What we can say is that with death life is transformed but it is still my personal life. What is transformed remains the person that I am, but imaginative by my body-liness as experienced in this life and freed from the traps of sin which have accompanied and burdened me along the path of my life.

Death and resurrection belong to the very essence of Christian belief. The Christian teaching about new life is not about the mechanics of what we will be like or what sort of place heaven might be, but rather of a relationship. The Christian teaching about new life is about a relationship of intimacy with Christ in which I achieve in Christ also the fullness of who I am and of what is truly good in me.

There is a true discontinuity between this life and the life after death, but there is also continuity. If eternal life is a relationship with the Lord who died for us, descended into the realm of hell and death and then rose for us freeing us from the bonds of sinfulness, then the way in which we must live in this life, that is, the true meaning of human life, is also to be found in our ability and our willingness to answer the call of Jesus to fellowship with him and to follow him on the path of his self-giving love. Saint Paul reminds us that life for us is Christ and that we can experience his glory within us in life or in death.
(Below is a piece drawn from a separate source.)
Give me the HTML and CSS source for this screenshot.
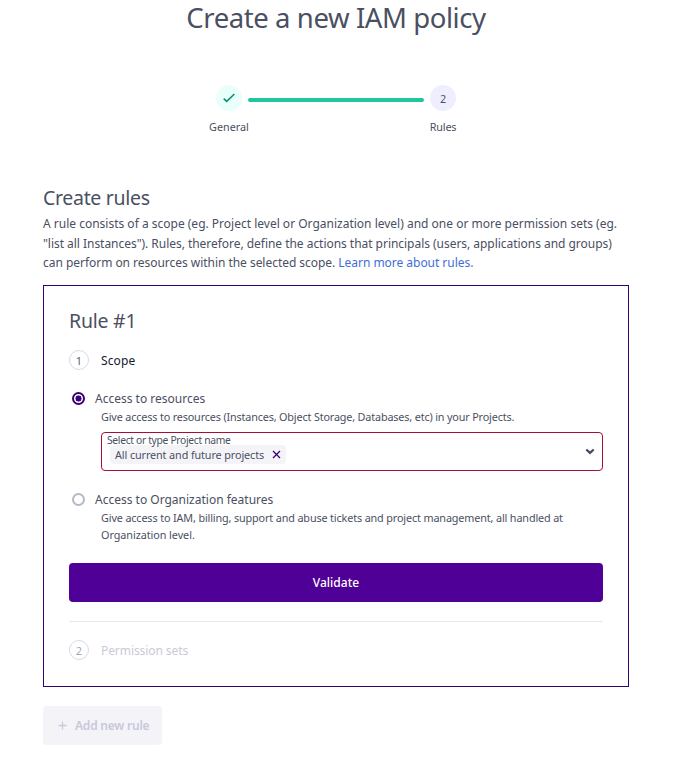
FILE: index.html
```html
<!DOCTYPE html>
<html lang="en">
<head>
<meta charset="utf-8">
<title>Create a new IAM policy</title>
<link rel="stylesheet" href="styles.css">
</head>
<body>
<main class="page">
  <h1 class="title"><span>Create a new IAM policy</span></h1>
  <div class="stepper">
    <div class="step">
      <span class="step-dot done"><svg width="14" height="12" viewBox="0 0 14 12"><path d="M1.7 6.6 4.7 9.4 12.4 2"/></svg></span>
      <span class="step-label">General</span>
    </div>
    <div class="step-line"></div>
    <div class="step">
      <span class="step-dot">2</span>
      <span class="step-label rules">Rules</span>
    </div>
  </div>
  <h2 class="heading"><span>Create rules</span></h2>
  <p class="intro">
    <span class="l1">A rule consists of a scope (eg. Project level or Organization level) and one or more permission sets (eg.</span>
    <span class="l2">"list all Instances"). Rules, therefore, define the actions that principals (users, applications and groups)</span>
    <span class="l3">can perform on resources within the selected scope. <a>Learn more about rules.</a></span>
  </p>
  <section class="card">
    <h2 class="card-title"><span>Rule #1</span></h2>
    <div class="section-head"><span class="num">1</span><span class="scope">Scope</span></div>
    <div class="option first"><span class="radio checked"></span><span class="opt-a">Access to resources</span></div>
    <p class="hint"><span class="h1">Give access to resources (Instances, Object Storage, Databases, etc) in your Projects.</span></p>
    <div class="select">
      <div class="select-body">
        <div class="select-label"><span>Select or type Project name</span></div>
        <div class="tag"><span>All current and future projects</span><svg width="9" height="9" viewBox="0 0 9 9"><path d="M1 1 8 8M8 1 1 8"/></svg></div>
      </div>
      <svg class="chevron" width="10" height="7" viewBox="0 0 10 7"><path d="M1.3 1.5 5 4.9 8.7 1.5"/></svg>
    </div>
    <div class="option second"><span class="radio"></span><span class="opt-b">Access to Organization features</span></div>
    <p class="hint"><span class="h2">Give access to IAM, billing, support and abuse tickets and project management, all handled at</span><span class="h3">Organization level.</span></p>
    <button class="validate"><span>Validate</span></button>
    <div class="section-head disabled"><span class="num">2</span><span class="perm">Permission sets</span></div>
  </section>
  <button class="add"><svg width="9" height="9" viewBox="0 0 9 9"><path d="M4.5 .5v8M.5 4.5h8"/></svg><span>Add new rule</span></button>
</main>
</body>
</html>
```
FILE: styles.css
```css
* { box-sizing: border-box; }
body { margin: 0; background: #fff; color: #4a4f62; font-family: "Noto Sans", "Open Sans", sans-serif; }
h1, h2, p { margin: 0; font-weight: 400; }
svg { fill: none; flex: none; }
button { border: 0; font: inherit; }
span, a { white-space: nowrap; }
.page { width: 586px; margin-left: 43px; display: flex; flex-direction: column; }
.title { height: 36px; line-height: 36px; font-size: 27.5px; text-align: center; }
.title span { letter-spacing: -0.42px; }
.stepper { display: flex; justify-content: center; margin-top: 49px; height: 50px; }
.step { width: 26px; display: flex; flex-direction: column; align-items: center; font-size: 10.8px; }
.step-dot { width: 26px; height: 26px; border-radius: 50%; background: #eeeeff; display: flex; align-items: center; justify-content: center; }
.step-dot.done { background: #e8fffb; }
.step-dot svg { stroke: #108b70; stroke-width: 1.5; }
.step-label { margin-top: 8px; line-height: 16px; }
.rules { letter-spacing: -0.15px; }
.step-line { width: 176px; height: 4px; border-radius: 2px; background: #20c6a0; margin: 13px 6px 0; }
.heading { margin-top: 49px; height: 28px; line-height: 28px; font-size: 19.5px; letter-spacing: -0.32px; }
.intro { margin-top: 2px; font-size: 12px; }
.intro span { display: block; height: 19.5px; line-height: 19.5px; }
.intro .l2 { letter-spacing: -0.035px; }
.intro .l3 { letter-spacing: -0.035px; }
.intro a { color: #3f6ed8; }
.card { margin-top: 12.5px; height: 402px; border: 1px solid #34006e; padding: 21px 25px 0; }
.card-title { height: 28px; line-height: 28px; font-size: 19.5px; letter-spacing: -0.25px; }
.section-head { display: flex; align-items: center; gap: 12px; height: 20px; margin-top: 15px; font-size: 12px; color: #151a2d; }
.scope { letter-spacing: 0.1px; }
.num { width: 20px; height: 20px; border: 1px solid #d9dae8; border-radius: 50%; display: flex; align-items: center; justify-content: center; font-size: 11px; color: #5c6072; }
.option { display: flex; align-items: center; height: 20px; padding-left: 3px; gap: 10px; font-size: 12px; }
.option.first { margin-top: 18px; }
.option.second { margin-top: 18px; }
.radio { width: 13px; height: 13px; border: 2px solid #b5b7c8; border-radius: 50%; }
.radio.checked { border-color: #3c0075; background: radial-gradient(circle, #3c0075 0 2.8px, #fff 3.3px); }
.hint { padding-left: 32px; font-size: 10.8px; }
.hint span { display: block; height: 17px; line-height: 17px; }
.hint .h1 { letter-spacing: -0.15px; }
.hint .h2 { letter-spacing: -0.13px; }
.hint .h3 { letter-spacing: -0.05px; }
.select { margin: 7px 0 0 32px; height: 39px; border: 1px solid #a90c34; border-radius: 4px; display: flex; align-items: center; justify-content: space-between; padding: 0 7px 0 5px; }
.select-body { height: 37px; padding-top: 2px; }
.select-label { height: 10px; line-height: 10px; font-size: 10.3px; letter-spacing: -0.32px; }
.tag { width: 176px; height: 19px; margin-left: 3px; padding: 0 5px; display: flex; align-items: center; justify-content: space-between; background: #f4f4f8; border-radius: 4px; font-size: 10.8px; letter-spacing: -0.1px; line-height: 17px; }
.tag span { padding-bottom: 1px; }
.tag svg { stroke: #3c0075; stroke-width: 1.3; }
.chevron { stroke: #484c5f; stroke-width: 2.3; }
.validate { display: block; width: 100%; height: 39px; margin-top: 20px; border-radius: 4px; background: #4f0097; color: #fff; font-size: 12px; font-weight: 500; text-align: center; padding: 0; }
.disabled { margin-top: 19px; padding-top: 18px; height: 39px; border-top: 1px solid #e7e8ef; color: #c9cad8; }
.disabled .num { color: #a5a8bb; }
.perm { letter-spacing: -0.08px; }
.add { width: 119px; height: 39px; margin-top: 19px; padding: 0 0 0 15px; display: flex; align-items: center; gap: 8px; background: #f4f4f8; border-radius: 4px; color: #c7c9d8; font-size: 12px; font-weight: 600; letter-spacing: -0.22px; }
.add svg { stroke: #c7c9d8; stroke-width: 1.3; }
```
We prepare our relationship with Christ for all eternity by the way we live in relationship with him in this life.

*MEDITATION* When I think of those who have preceded me in making the transition from earthly life to eternal life, what thoughts and feelings come to me? Do I sense that there exist a bond of love between us, made possible by the One Who is Love? Am I strengthened by the hope of the eternal life that is offered me through the death and resurrection of Jesus? How can I reassure others of what awaits those who are in union with the Lord Jesus and His Father?

*PRAYER* Lord God, may we always be reminded of those who have lovingly touched our lives while we and they were here on earth. We hopr to see them againg in eternal joy of heaven, through Christ Our Lord. Amen.